The decision to sanctify same-sex unions and, with them, same-sex intercourse represents a watershed moment. We are saying that, from our vantage point, we know better than several scriptural authors what will be acceptable in God’s sight, what “holy living” looks like – and we will be in direct contradiction of the univocal witness of scripture on this particular question. This is not like the issues of divorce, slavery, or women’s ordination, in regard to which scripture is not univocal (and it is certainly not like divorce, which, when it arises, we do not celebrate as a church, but rather acknowledge as the tragic result of a failure on at least one party’s part to love as Christ has loved us). This is a step that many of us, who not only love scripture (we all “love” scripture), but want to allow scripture to speak its full witness into our lives and, thereby, shape them, are more than hesitant to take.
Willimon is also right that forming a new denomination like the GMC will not solve the problem in the long run. It will only postpone dealing with this same issue again for about twenty years. I left the Episcopal Church in 1993 to pursue ordination in the UMC because the latter was more closely aligned with scripture on ethics and holiness (imagine that — seeking ordination in a different denomination rather than adding to the dissension within one’s native denomination). It took about 20 years for the UMC to catch up (and then these last additional 8 or 9 for the crisis to reach a head here as it did for the Episcopal Church and the Anglican missions that arose alongside it to preserve a more traditionalist Anglican witness here in the States). My own hope for the GMC is that it will learn to love LGBTQ+ persons well and genuinely so that it models, not the approach traditionally taken by many traditionalists (the unwelcoming, unloving coldness, if perhaps still politeness, that contributed so robustly to our present debacle), but the approach that ought to have been taken by the UMC from the beginning. Perhaps if it does, it will have the moral integrity that will withstand the next wave of progressivism.
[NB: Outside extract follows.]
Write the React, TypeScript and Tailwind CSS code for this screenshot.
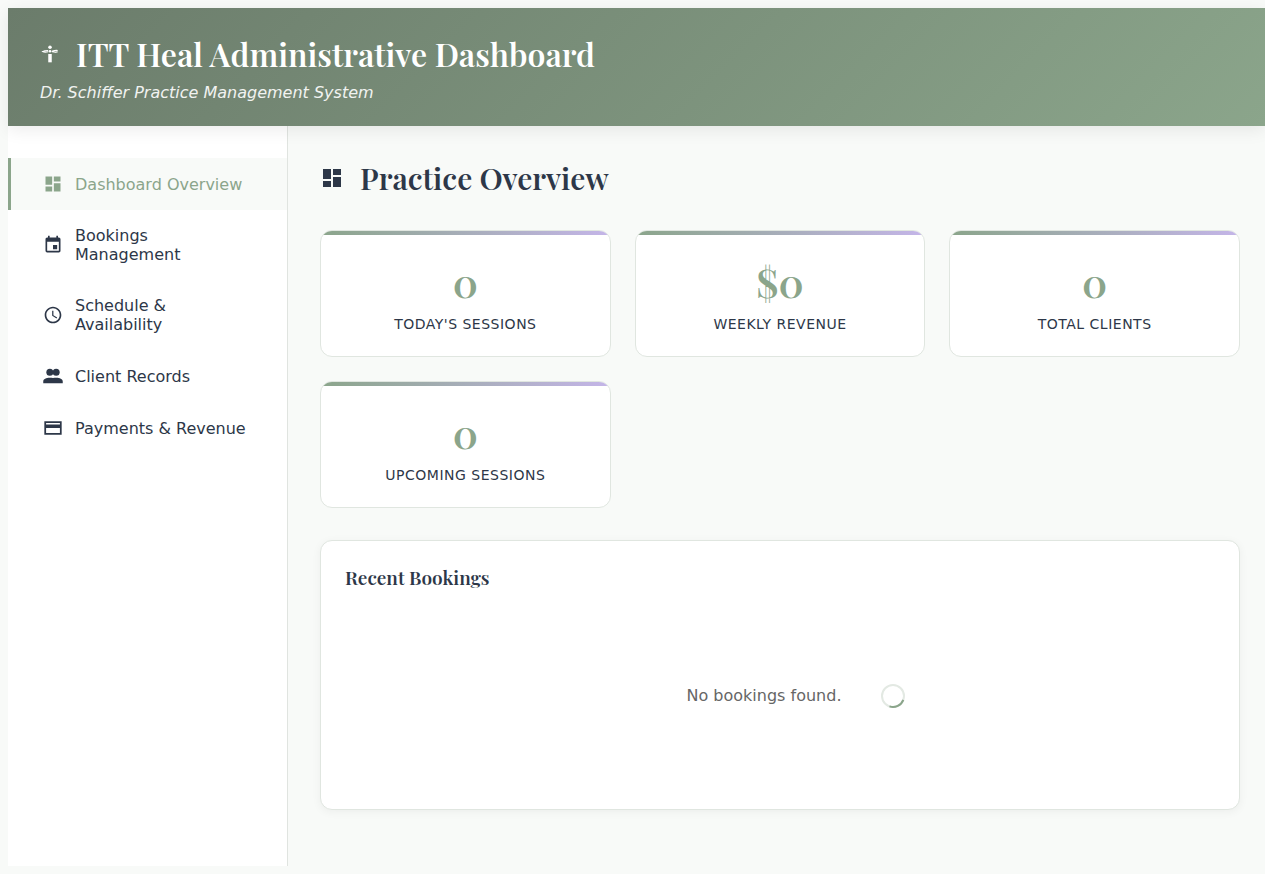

I could say more but will content myself with one more comment. In his closing remarks, Willimon cites Wesley’s sermon “on Schism”: “Separation is evil in itself, being a breach of brotherly love, so it brings forth evil fruit… the most mischievous of consequences. It opens a door to all unkind tempers, both in ourselves and others.” I note that, in this same sermon, Wesley gives an eloquent explanation for why he himself had “no desire nor design to separate from” the Church of England “till my soul separates from my body.” But here we are anyway in something called the United Methodist Church rather than the Anglican Communion. Anyhow, Wesley also said that he would not remain in the Church of England if doing so did not permit him to fulfill a commandment of God. This would have been a good reason for progressives, so convinced of the rightness of their cause, to have left the UMC in peace as they severally found themselves no longer in agreement with the General Conference. It is now the reason so many of us are uncertain as to whether we can remain with a denomination that will shortly declare same-sex intercourse a matter of indifference to the Church and to God, when scripture so plainly witnesses otherwise. From the same sermon: “in all these cases the sin of separation, with all the evils consequent upon it, would not lie upon me, but upon those who constrained me to make that separation by requiring of me such terms of communion as I could not in conscience comply with.”
I know no traditionalist who has made or is contemplating a move out from the UMC lightly. I know that I have been reduced to tears grieving for my connection with a denomination and a conference that has now become quite frayed and fraught. Progressives, you all knew that this day was coming, when either you or traditionalists would have to move in a new direction so that we could both preserve our witness and our consciences. Stop speaking about us like we want this, like we are not under spiritual and moral necessity to this, like we are approaching this glibly. This is as heartbreaking for many of us as the heartbreak of gay and lesbian Christians featured so prominently in the media after general conferences in 2012 and 2019. There are just no cameras to catch our sorrow and our tears.